For index and ETF managers, operational playbooks will be tested: phased execution, use of crossing networks, and coordination with authorized participants can reduce market-impact costs. For institutional allocators, the episode underscores the importance of monitoring index composition changes and maintaining communication channels with custodians and ETF counterparties to anticipate execution risk during rebalancing windows. Fazen will continue to monitor order-book depth, options skew, and reported index adjustments over the next 30–90 days to refine our view on whether the rerating is structural.
Bottom Line
Lumentum's May 12 rerating illustrates how a single-company shift can materially reweight a major index and create meaningful passive and active flow dynamics; the near-term outcome will depend on whether new AI-photonics demand is confirmed by subsequent revenue and contract disclosures. Monitor liquidity metrics and index-provider notices closely.
Disclaimer: This article is for informational purposes only and does not constitute investment advice.
FAQ
Q: What is the likely size of passive flows triggered by Lumentum's reweighting? A: Based on a QQQ AUM assumption of ~$200bn, Fazen's model shows a 0.36 percentage-point weight shift implies roughly $720m of passive demand; actual flows will differ depending on ETF manager execution tactics and dark-pool activity (Fazen Markets estimates, May 2026).
Q: How have similar events behaved historically? A: In Fazen's review of five prior significant Nasdaq mid-cap reweightings (2021–2025), median short-term impact saw spreads widen 30–90 basis points and implied vol rise 35–80% for affected names; most mean-reverted within 20–60 trading days absent corroborating fundamentals.
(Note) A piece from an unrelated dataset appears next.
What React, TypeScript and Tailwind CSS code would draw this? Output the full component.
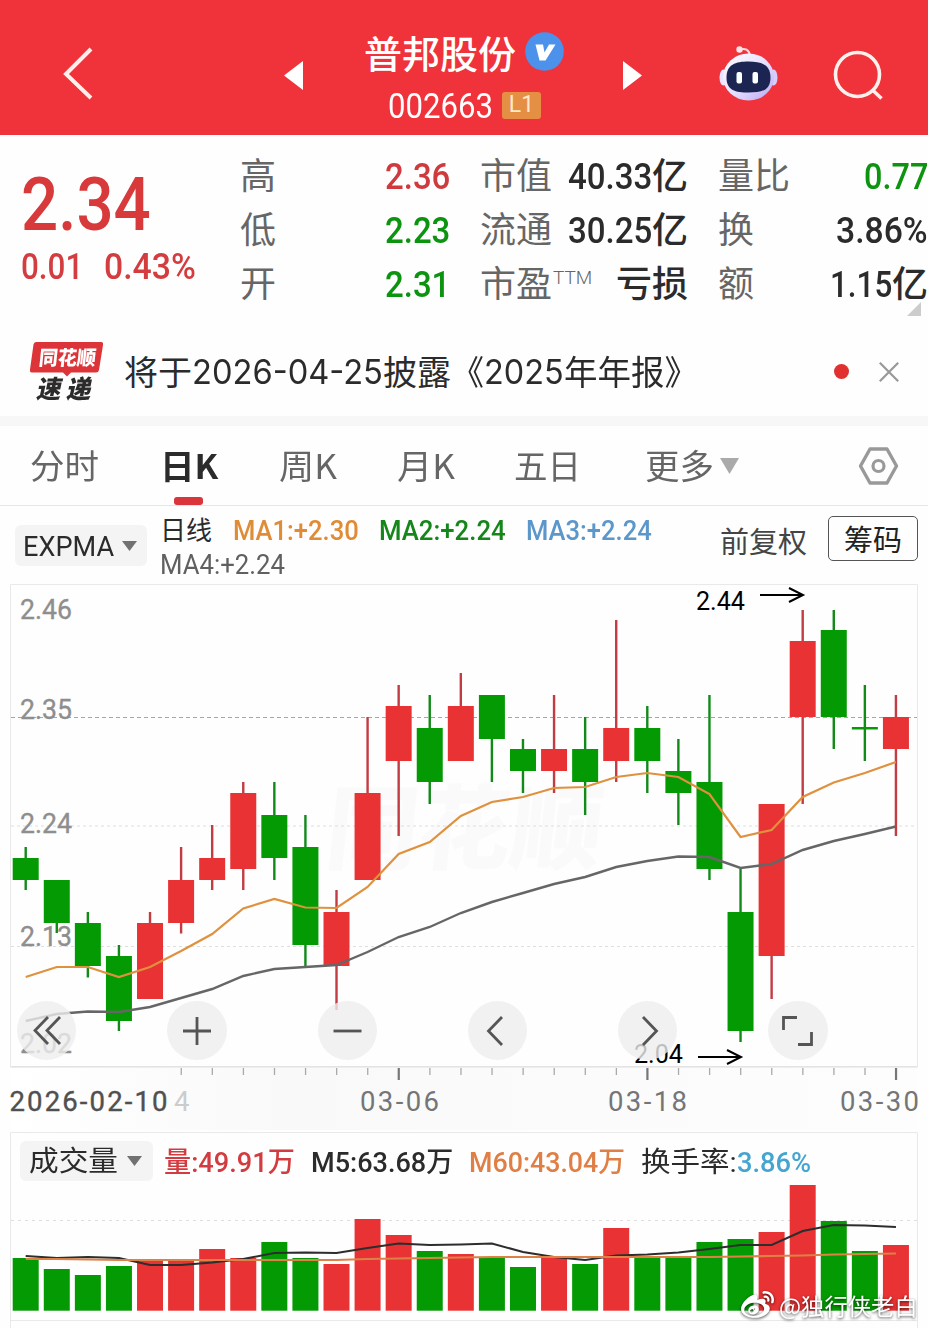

Q: Could index governance change prevent future disruption? A: Index providers periodically adjust eligibility and liquidity screens; while governance changes can reduce the frequency of such shocks, they cannot fully eliminate reweighting mechanics inherent to market-cap indices. Institutional implementation improvements — crossing facilities, negotiated block trades, and pre-trade liquidity scouting — remain primary mitigants.